Divertimentos and Serenads
Orchestre des Pays de Savoie
Nicolas Chalvin, conductor
Three and a half stars
This whimsical disc captures perfectly the airy qualities of Reynaldo Hahn’s compositions. “Le Bal de Beatrice d’Este” seems to capture the charm of France’s La Belle Epoque. It captivates from its opening harp glissando. The briskly skipping last movement of the 1942 Wind Serenade seems to look back to Renaissance dances.

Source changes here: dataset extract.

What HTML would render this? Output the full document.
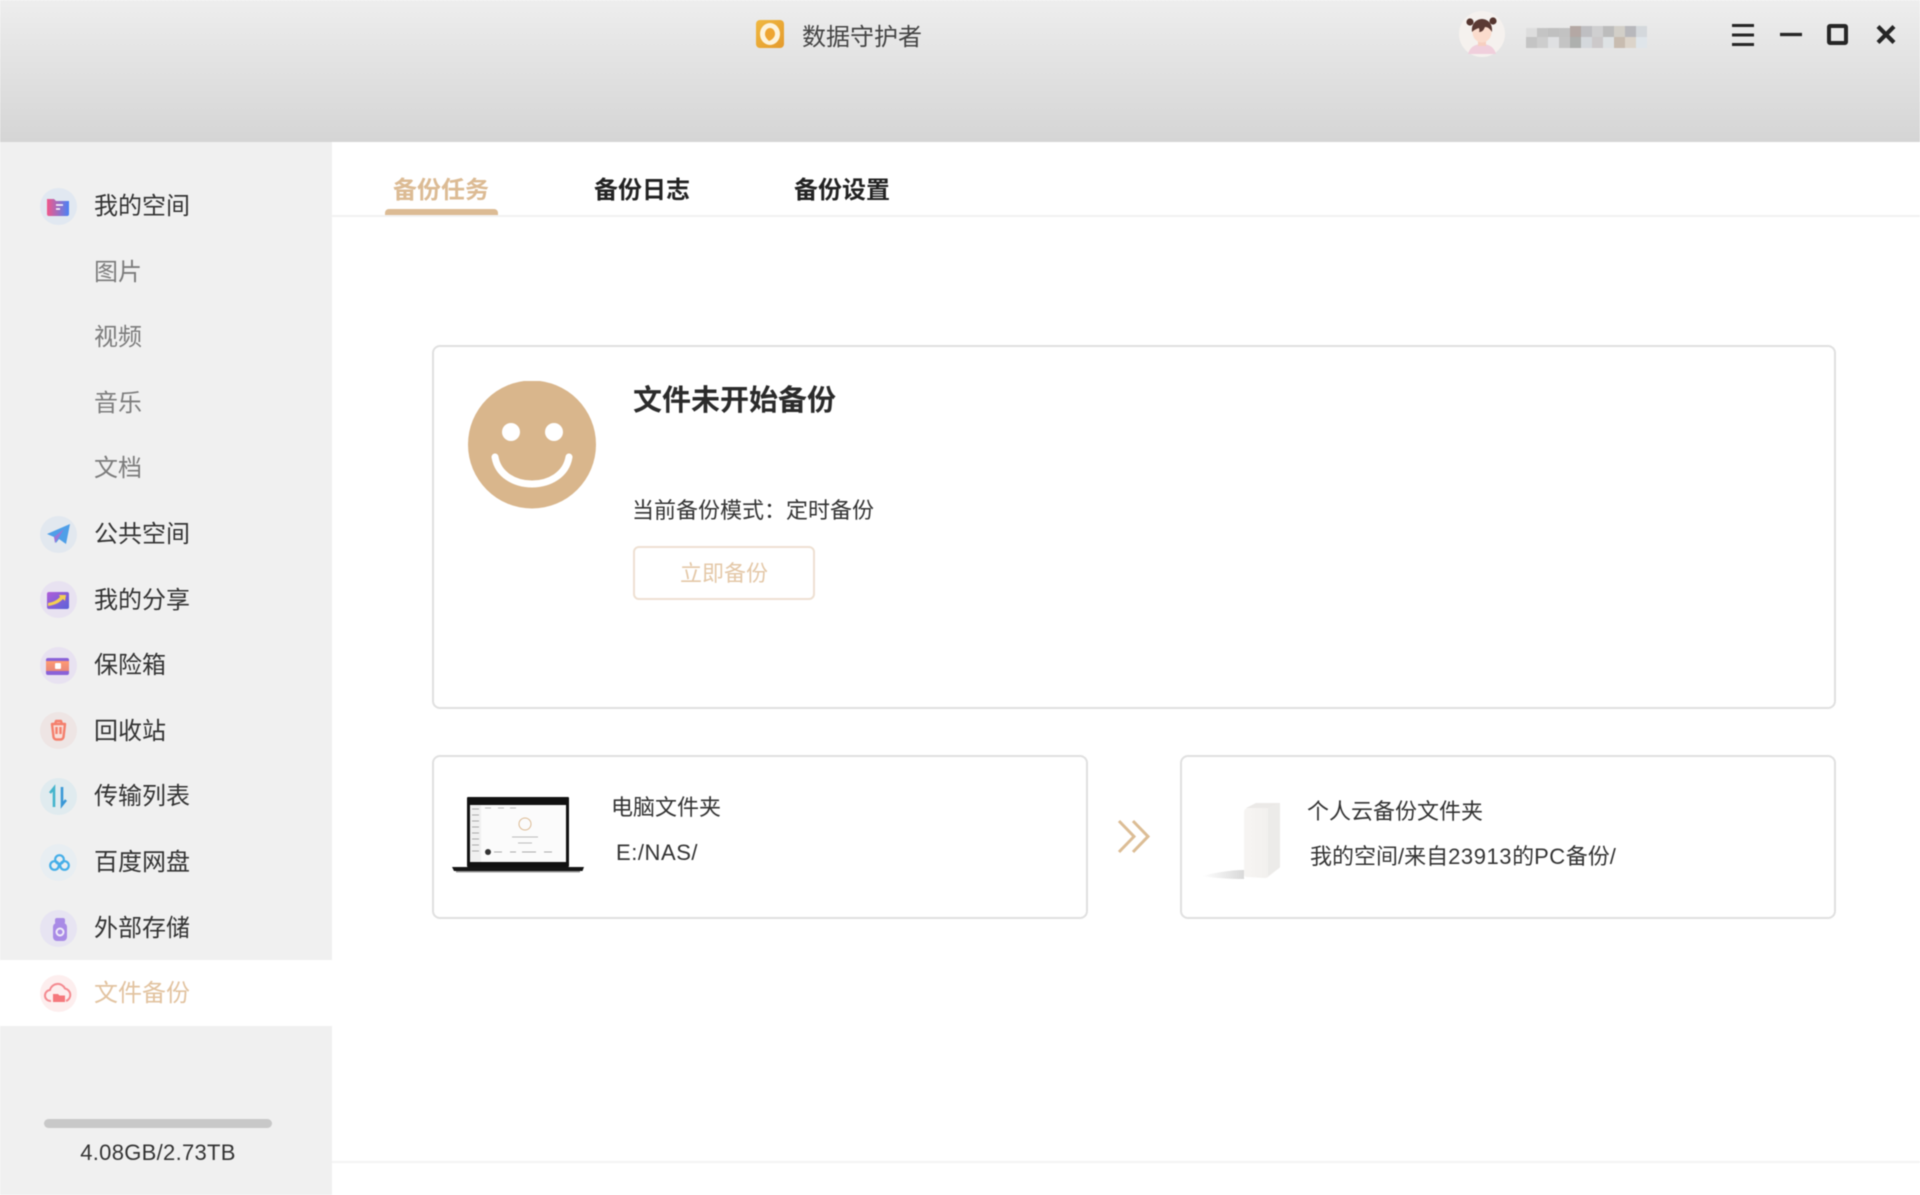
<!DOCTYPE html>
<html lang="zh-CN">
<head>
<meta charset="utf-8">
<title>数据守护者</title>
<style>
*{box-sizing:border-box;margin:0;padding:0}
html,body{width:1920px;height:1195px;overflow:hidden;background:#fff}
body{position:relative;font-family:"Liberation Sans","Noto Sans CJK SC",sans-serif;color:#333}
#root{position:absolute;left:0;top:0;width:1920px;height:1195px;filter:blur(.45px)}
.a{position:absolute}
.t{position:absolute;white-space:nowrap;height:40px;line-height:40px}
#head{left:0;top:0;width:1920px;height:142px;background:linear-gradient(#eeeeee 0,#e6e6e6 30%,#d5d5d5 100%)}
#side{left:0;top:142px;width:332px;height:1053px;background:#f0f0f0}
#active{left:0;top:960px;width:332px;height:66px;background:#fff}
.m{left:94px;font-size:24px;color:#333}
.s{left:94px;font-size:24px;color:#7c7c7c}
.c{position:absolute;left:40px;width:37px;height:37px}
.tab{font-size:24px;font-weight:700;color:#222;top:171px}
.card{position:absolute;background:#fff;border:2px solid #e0e0e0;border-radius:8px}
.f{font-size:22px;color:#333}
.l{letter-spacing:.55px}
.mos{position:absolute;width:11px;height:11px}
</style>
</head>
<body>
<div id="root">
<div class="a" id="head"></div>
<div class="a" id="side"></div>
<div class="a" id="active"></div>

<!-- logo -->
<svg class="a" style="left:756px;top:20px" width="28" height="28" viewBox="0 0 28 28">
<defs><linearGradient id="lg" x1="0" y1="0" x2="1" y2="1"><stop offset="0" stop-color="#f0b840"/><stop offset="1" stop-color="#e49a2c"/></linearGradient></defs>
<rect width="28" height="28" rx="4" fill="url(#lg)"/>
<ellipse cx="14" cy="14" rx="10" ry="11" fill="#fdf3dc"/>
<path d="M14 8c3 0 5 3 5 6s-3 6-6 7c-2-2-4-4-4-7s2-6 5-6z" fill="#eea532"/>
</svg>
<div class="t" style="left:802px;top:18px;font-size:24px;color:#444">数据守护者</div>

<!-- avatar -->
<svg class="a" style="left:1459px;top:11px" width="46" height="46" viewBox="0 0 46 46">
<circle cx="23" cy="23" r="23" fill="#f5f1ee"/>
<path d="M9 46c2-7 7-10 14-10s12 3 14 10z" fill="#f0cfdc" transform="translate(0 -3)"/>
<rect x="19" y="26" width="8" height="9" fill="#f7cfc0"/>
<ellipse cx="23" cy="21" rx="9.500" ry="10.500" fill="#fbdccd"/>
<path d="M13 21c-1-9 5-13 10-13s11 4 10 13c-2-3-4-5-7-5-1 2-2 5-6 5 1-2 0-3 0-4-3 1-5 2-7 4z" fill="#5b3a34"/>
<circle cx="11" cy="11" r="3.600" fill="#55352f"/>
<circle cx="34" cy="10" r="3.600" fill="#55352f"/>
</svg>

<!-- mosaic username -->
<div class="a" style="left:1526px;top:26px;width:121px;height:21px">
<i class="mos" style="left:0;top:2px;background:#ddd"></i><i class="mos" style="left:11px;top:2px;background:#c4c4c4"></i><i class="mos" style="left:22px;top:2px;background:#c0c0c0"></i><i class="mos" style="left:33px;top:2px;background:#c2c2c2"></i><i class="mos" style="left:44px;top:0;background:#b4a8a4"></i><i class="mos" style="left:55px;top:0;background:#bfbfc2"></i><i class="mos" style="left:66px;top:0;background:#cfcfd0"></i><i class="mos" style="left:77px;top:0;background:#bcbcbc"></i><i class="mos" style="left:88px;top:0;background:#d2cfc8"></i><i class="mos" style="left:99px;top:0;background:#b8b8bc"></i><i class="mos" style="left:110px;top:0;background:#d4d8dc"></i>
<i class="mos" style="left:0;top:11px;background:#c4c4c4"></i><i class="mos" style="left:11px;top:11px;background:#cdcdcd"></i><i class="mos" style="left:22px;top:11px;background:#dfe0e2"></i><i class="mos" style="left:33px;top:11px;background:#c4c4c4"></i><i class="mos" style="left:44px;top:11px;background:#aeb0ae"></i><i class="mos" style="left:55px;top:11px;background:#d4d8dc"></i><i class="mos" style="left:66px;top:11px;background:#ccc9ca"></i><i class="mos" style="left:77px;top:11px;background:#dee2e4"></i><i class="mos" style="left:88px;top:11px;background:#c8bcb0"></i><i class="mos" style="left:99px;top:11px;background:#dcd4ca"></i><i class="mos" style="left:110px;top:11px;background:#dfe5ea"></i>
</div>

<!-- window controls -->
<svg class="a" style="left:1725px;top:15px" width="180" height="40" viewBox="1725 15 180 40" fill="none" stroke="#262626">
<path d="M1732 25.500h22M1732 35h22M1732 44.500h22" stroke-width="3"/>
<path d="M1780 34.500h22" stroke-width="3.200"/>
<rect x="1829" y="26" width="17" height="17" stroke-width="4" rx="1"/>
<path d="M1878 26.500l16 16M1894 26.500l-16 16" stroke-width="4.200"/>
</svg>

<!-- sidebar -->
<svg class="c" style="top:188px" viewBox="0 0 37 37"><defs><linearGradient id="g1" x1="0" x2="1"><stop offset="0" stop-color="#f2588a"/><stop offset="1" stop-color="#4a82f6"/></linearGradient></defs><circle cx="18.500" cy="18.500" r="18.500" fill="#e1e8f1"/><path d="M7 11h7l2 2h13v13a2 2 0 0 1-2 2H9a2 2 0 0 1-2-2z" fill="url(#g1)"/><path d="M16 17h7M16 21h4" stroke="#fff" stroke-width="1.600"/></svg>
<div class="t m" style="top:187px">我的空间</div>
<div class="t s" style="top:253px">图片</div>
<div class="t s" style="top:318px">视频</div>
<div class="t s" style="top:384px">音乐</div>
<div class="t s" style="top:449px">文档</div>

<svg class="c" style="top:516px" viewBox="0 0 37 37"><circle cx="18.500" cy="18.500" r="18.500" fill="#e2e8ef"/><path d="M7 18L30 8l-4 20-7-5-3 4-2-6z" fill="#4f9fe8"/><path d="M14 21l10-8-7 11-2 3z" fill="#9a76d8"/></svg>
<div class="t m" style="top:515px">公共空间</div>

<svg class="c" style="top:581px" viewBox="0 0 37 37"><defs><linearGradient id="g2" x1="0" y1="0" x2="1" y2="1"><stop offset="0" stop-color="#b05ed8"/><stop offset="1" stop-color="#5b62d8"/></linearGradient></defs><circle cx="18.500" cy="18.500" r="18.500" fill="#e8e2f1"/><rect x="7" y="11" width="22" height="17" rx="2" fill="url(#g2)"/><path d="M8 22c5-1 8-2 12-6l-1-2 7 0-1 6-2-2c-4 4-8 6-15 7z" fill="#f3cf52"/></svg>
<div class="t m" style="top:581px">我的分享</div>

<svg class="c" style="top:647px" viewBox="0 0 37 37"><defs><linearGradient id="g3" x1="0" y1="0" x2="0" y2="1"><stop offset="0" stop-color="#ff9a72"/><stop offset="1" stop-color="#e8887a"/></linearGradient></defs><circle cx="18.500" cy="18.500" r="18.500" fill="#e8e2f1"/><rect x="6" y="11" width="23" height="17" rx="2" fill="#8a62d8"/><rect x="6" y="14" width="23" height="10" fill="url(#g3)"/><rect x="15" y="16" width="6" height="6" rx="1" fill="#fff"/></svg>
<div class="t m" style="top:646px">保险箱</div>

<svg class="c" style="top:712px" viewBox="0 0 37 37"><circle cx="18.500" cy="18.500" r="18.500" fill="#eee5e4"/><path d="M12 12h13l-1.500 13a3 3 0 0 1-3 2.500h-4a3 3 0 0 1-3-2.500zM15 12l1-3h5l1 3M16.500 15v7M20.500 15v7" fill="#f8ded8" stroke="#f47f6c" stroke-width="2.400" stroke-linejoin="round"/></svg>
<div class="t m" style="top:712px">回收站</div>

<svg class="c" style="top:778px" viewBox="0 0 37 37"><circle cx="18.500" cy="18.500" r="18.500" fill="#e0ebef"/><path d="M14 29V10l-4 5" fill="none" stroke="#44b4cc" stroke-width="2.600"/><path d="M22 9v18l4-5" fill="none" stroke="#3a98d6" stroke-width="2.600"/></svg>
<div class="t m" style="top:777px">传输列表</div>

<svg class="c" style="top:844px" viewBox="0 0 37 37"><circle cx="18.500" cy="18.500" r="18.500" fill="#e8eef2"/><g fill="none" stroke="#45aee8" stroke-width="2.200"><circle cx="19.500" cy="15.500" r="4.300"/><circle cx="14.500" cy="21.500" r="4.300"/><circle cx="24.500" cy="21.500" r="4.300"/></g></svg>
<div class="t m" style="top:843px">百度网盘</div>

<svg class="c" style="top:910px" viewBox="0 0 37 37"><circle cx="18.500" cy="18.500" r="18.500" fill="#e7e4f2"/><rect x="13" y="13" width="14" height="18" rx="4" fill="#a98be6"/><rect x="15" y="8" width="10" height="6" rx="2" fill="#a98be6"/><circle cx="20" cy="22" r="3.500" fill="none" stroke="#efeaf9" stroke-width="2"/></svg>
<div class="t m" style="top:909px">外部存储</div>

<svg class="c" style="top:975px" viewBox="0 0 37 37"><circle cx="18.500" cy="18.500" r="18.500" fill="#fdeeee"/><path d="M11 26a5.500 5.500 0 0 1-1-11 8 8 0 0 1 15-1.500A6.500 6.500 0 0 1 26 26" fill="none" stroke="#f48a90" stroke-width="2"/><path d="M13 19h5l1.500 1.500H25V27H13z" fill="#f5787c"/></svg>
<div class="t m" style="top:974px;color:#e2c3a0">文件备份</div>

<div class="a" style="left:44px;top:1119px;width:228px;height:9px;background:#c8c8c8;border-radius:5px"></div>
<div class="t" style="left:44px;width:228px;text-align:center;top:1133px;font-size:22px;color:#333;letter-spacing:.3px">4.08GB/2.73TB</div>

<!-- tabs -->
<div class="t tab" style="left:393px;color:#dcbb94">备份任务</div>
<div class="t tab" style="left:594px">备份日志</div>
<div class="t tab" style="left:794px">备份设置</div>
<div class="a" style="left:332px;top:215px;width:1588px;height:2px;background:#f2f2f2"></div>
<div class="a" style="left:385px;top:209px;width:113px;height:6px;background:#dcbb94;border-radius:4px 4px 0 0"></div>

<!-- main card -->
<div class="card" style="left:432px;top:345px;width:1404px;height:364px"></div>
<svg class="a" style="left:468px;top:381px" width="128" height="128" viewBox="0 0 128 128">
<circle cx="64" cy="63.500" r="64" fill="#d9b68c"/>
<circle cx="43" cy="51" r="9" fill="#fff"/>
<circle cx="86" cy="51" r="9" fill="#fff"/>
<path d="M27 76C33 112 95 112 101 76" fill="none" stroke="#fff" stroke-width="7" stroke-linecap="round"/>
</svg>
<div class="t" style="left:633px;top:381px;font-size:29px;font-weight:700;color:#2b2b2b">文件未开始备份</div>
<div class="t" style="left:632px;top:491px;font-size:22px;color:#333">当前备份模式：定时备份</div>
<div class="a" style="left:633px;top:546px;width:182px;height:54px;border:2px solid #eee0d2;border-radius:6px;text-align:center;line-height:52px;font-size:22px;color:#e4c8a8;background:#fff">立即备份</div>

<!-- lower left card -->
<div class="card" style="left:432px;top:755px;width:656px;height:164px"></div>
<svg class="a" style="left:450px;top:795px" width="136" height="78" viewBox="0 0 136 78">
<rect x="17" y="2" width="102" height="70" rx="1" fill="#111"/>
<rect x="20" y="10" width="96" height="57" fill="#fbfbfb"/>
<rect x="20" y="10" width="11" height="57" fill="#f0f0f0"/>
<path d="M22 14h7M22 20h7M22 26h7M22 32h7M22 38h7M22 44h7M22 50h7M22 56h7" stroke="#aaa" stroke-width="1"/>
<path d="M35 13h6M48 13h6M60 13h6" stroke="#bbb" stroke-width="1"/>
<circle cx="75" cy="29" r="6" fill="none" stroke="#dcbb94" stroke-width="1"/>
<path d="M62 42h26M68 48h14" stroke="#bbb" stroke-width="1"/>
<circle cx="38" cy="57" r="3" fill="#333"/>
<path d="M44 57h8M60 57h6M72 57h14M94 57h8" stroke="#aaa" stroke-width="1"/>
<path d="M2 72h132l-1.500 4H4z" fill="#151515"/>
<rect x="6" y="76" width="124" height="1.500" fill="#999"/>
</svg>
<div class="t f" style="left:611px;top:788px">电脑文件夹</div>
<div class="t f l" style="left:616px;top:833px">E:/NAS/</div>

<!-- chevrons -->
<svg class="a" style="left:1116px;top:818px" width="36" height="37" viewBox="0 0 36 37" fill="none" stroke="#dcbd95" stroke-width="3">
<path d="M3 3l15 15.500L3 34"/><path d="M17 3l15 15.500L17 34"/>
</svg>

<!-- lower right card -->
<div class="card" style="left:1180px;top:755px;width:656px;height:164px"></div>
<svg class="a" style="left:1200px;top:800px" width="84" height="82" viewBox="0 0 84 82">
<defs>
<linearGradient id="sh" x1="0" x2="1"><stop offset="0" stop-color="#fff"/><stop offset="1" stop-color="#cfcfcf"/></linearGradient>
<linearGradient id="dv" x1="0" x2="1"><stop offset="0" stop-color="#f7f5f3"/><stop offset="1" stop-color="#f0eeec"/></linearGradient>
</defs>
<path d="M2 76c12-3 28-6 42-6v9c-14 0-30-1-42-3z" fill="url(#sh)" opacity=".8"/>
<path d="M44 12q0-3 3-4l20-1 13-4v63q0 2-2 3l-10 8q-1 1-3 1l-18-1q-3 0-3-3z" fill="url(#dv)"/>
<path d="M46 8l22 0 12-5-24 0z" fill="#ebe9e7"/>
<path d="M68 8l12-5v64l-12 9z" fill="#ecebe9"/>
</svg>
<div class="t f" style="left:1307px;top:792px">个人云备份文件夹</div>
<div class="t f" style="left:1310px;top:837px">我的空间/来自<span class="l">23913</span>的<span class="l">PC</span>备份/</div>

<!-- footer line -->
<div class="a" style="left:332px;top:1161px;width:1588px;height:2px;background:#f4f4f4"></div>
</div>
</body>
</html>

The concluding “Divertissement pour ene fete de nuit” recalls the 18th century and mirrors, with its title, Mozart’s “Eine Kleine Nachtmusik” – and sure enough, you are not long into the first movement before he begins hinting, subtly but clearly, at Mozart’s famous creation. The second movement is a portrait of Haydn at the Esterhazy court. A later French horn passage recalls the Nocturne from Mendelssohn’s “Midsummer Night’s Dream.” The finale dissolves into shimmers of percussion and then broadens out into a nostalgic waltz.
There are such gossamer textures here. Hahn was a genius at combining instruments in various ways and creating a transparent chamber music sound. His imagination teemed and his vivid and the musicians here give it such a loving treatment. This isn’t music that will change the world, but it sure makes it lovelier.